» Given data:
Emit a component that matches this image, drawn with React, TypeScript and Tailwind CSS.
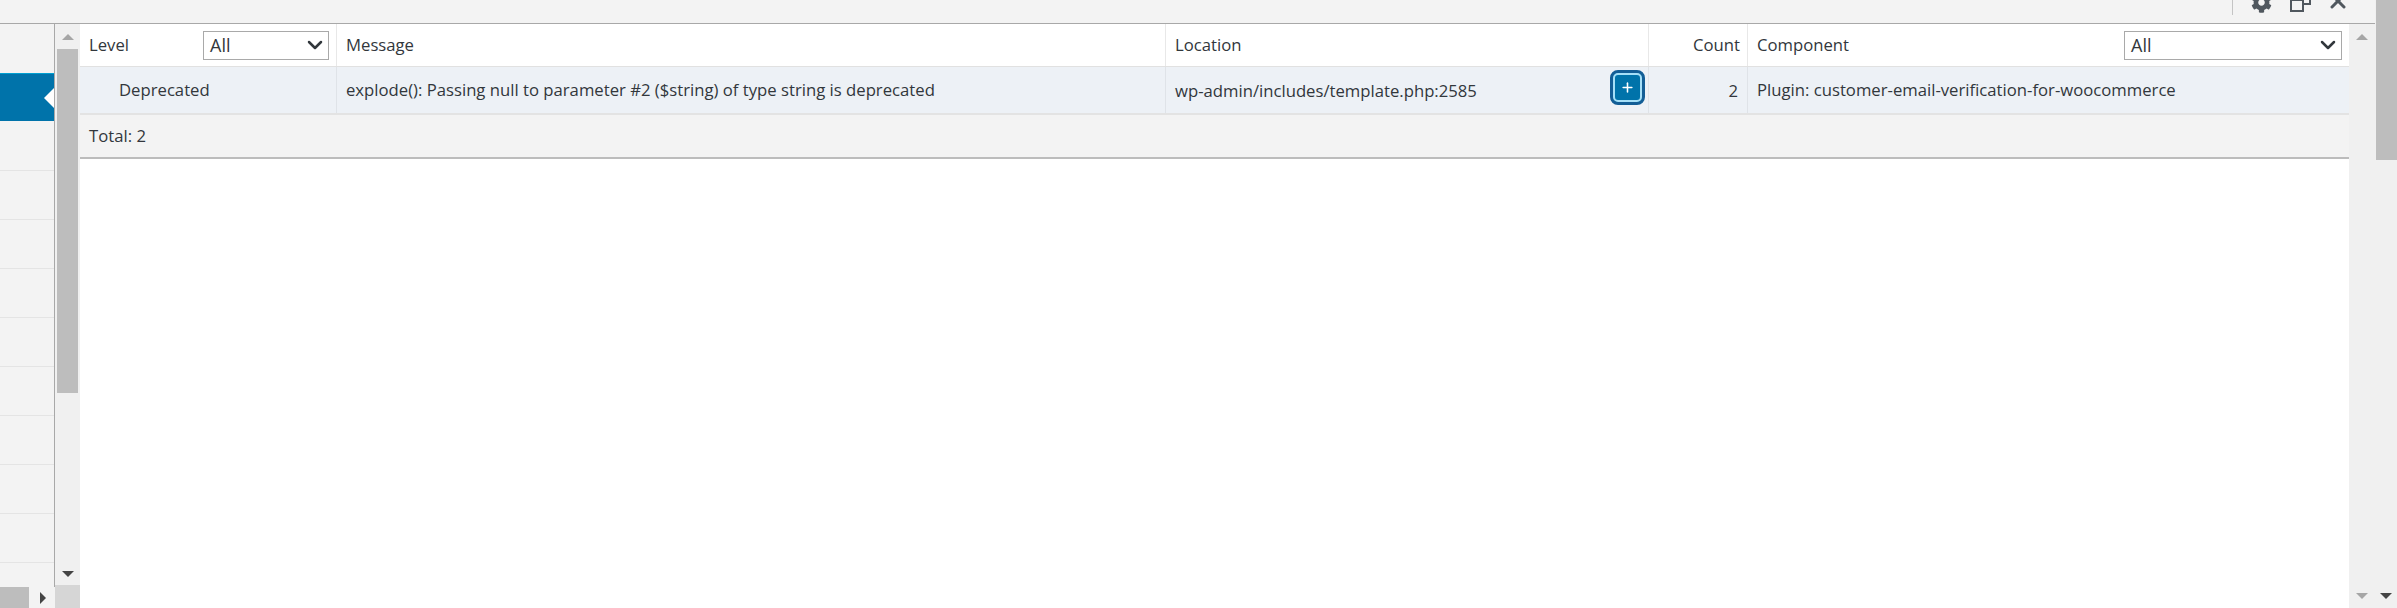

* * *

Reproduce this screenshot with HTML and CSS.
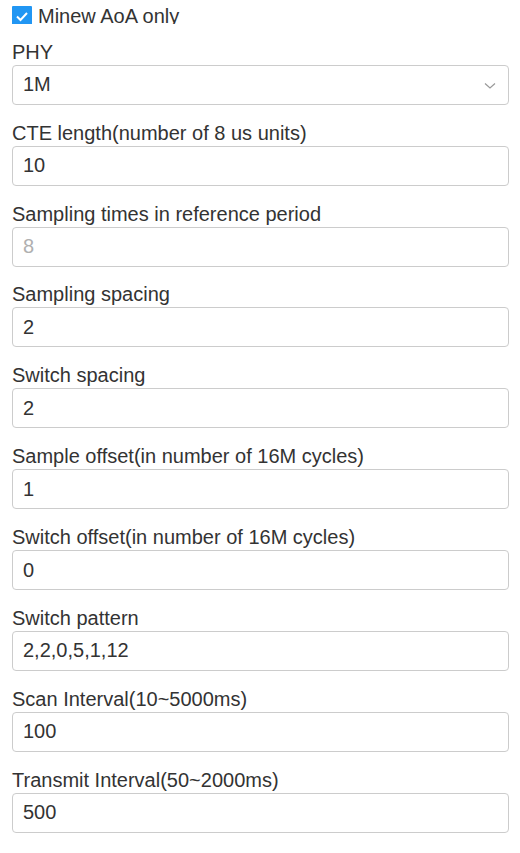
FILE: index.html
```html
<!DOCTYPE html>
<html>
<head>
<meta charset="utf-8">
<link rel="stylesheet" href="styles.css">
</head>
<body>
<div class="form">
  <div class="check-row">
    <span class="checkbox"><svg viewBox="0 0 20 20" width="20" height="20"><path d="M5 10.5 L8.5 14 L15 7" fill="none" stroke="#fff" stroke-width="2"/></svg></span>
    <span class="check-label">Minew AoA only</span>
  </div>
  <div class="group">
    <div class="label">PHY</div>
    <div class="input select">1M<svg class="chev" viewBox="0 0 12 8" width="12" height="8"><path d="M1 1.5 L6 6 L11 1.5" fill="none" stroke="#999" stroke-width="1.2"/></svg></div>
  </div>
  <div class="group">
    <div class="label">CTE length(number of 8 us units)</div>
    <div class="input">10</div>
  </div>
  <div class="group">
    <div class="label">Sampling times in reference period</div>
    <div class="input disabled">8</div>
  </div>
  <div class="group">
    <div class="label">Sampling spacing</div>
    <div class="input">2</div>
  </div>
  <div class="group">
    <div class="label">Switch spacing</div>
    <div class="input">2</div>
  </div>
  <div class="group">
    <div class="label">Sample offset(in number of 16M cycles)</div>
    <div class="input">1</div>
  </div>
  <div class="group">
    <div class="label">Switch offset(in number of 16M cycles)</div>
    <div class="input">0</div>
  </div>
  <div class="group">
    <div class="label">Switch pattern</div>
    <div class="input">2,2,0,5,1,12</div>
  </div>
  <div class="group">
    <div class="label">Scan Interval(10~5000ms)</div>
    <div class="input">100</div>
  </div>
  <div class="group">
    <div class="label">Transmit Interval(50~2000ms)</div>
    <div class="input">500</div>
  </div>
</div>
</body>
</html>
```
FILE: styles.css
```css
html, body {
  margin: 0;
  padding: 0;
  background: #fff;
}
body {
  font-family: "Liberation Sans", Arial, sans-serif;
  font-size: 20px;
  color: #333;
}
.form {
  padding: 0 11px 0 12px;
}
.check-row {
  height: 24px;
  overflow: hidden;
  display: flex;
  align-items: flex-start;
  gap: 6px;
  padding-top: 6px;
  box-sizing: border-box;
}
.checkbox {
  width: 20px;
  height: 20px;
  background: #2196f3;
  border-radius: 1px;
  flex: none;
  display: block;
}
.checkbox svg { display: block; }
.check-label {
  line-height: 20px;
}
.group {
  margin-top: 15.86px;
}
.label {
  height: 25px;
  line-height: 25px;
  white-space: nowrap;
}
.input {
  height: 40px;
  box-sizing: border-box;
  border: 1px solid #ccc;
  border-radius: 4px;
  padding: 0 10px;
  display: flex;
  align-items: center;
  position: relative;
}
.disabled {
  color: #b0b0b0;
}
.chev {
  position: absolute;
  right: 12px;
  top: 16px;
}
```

» Written instruction: Search the listing for the string "with". Copy each line where it turns up.

» Task solution:
Emit a component that matches this image, drawn with React, TypeScript and Tailwind CSS.
Reproduce this screenshot with HTML and CSS.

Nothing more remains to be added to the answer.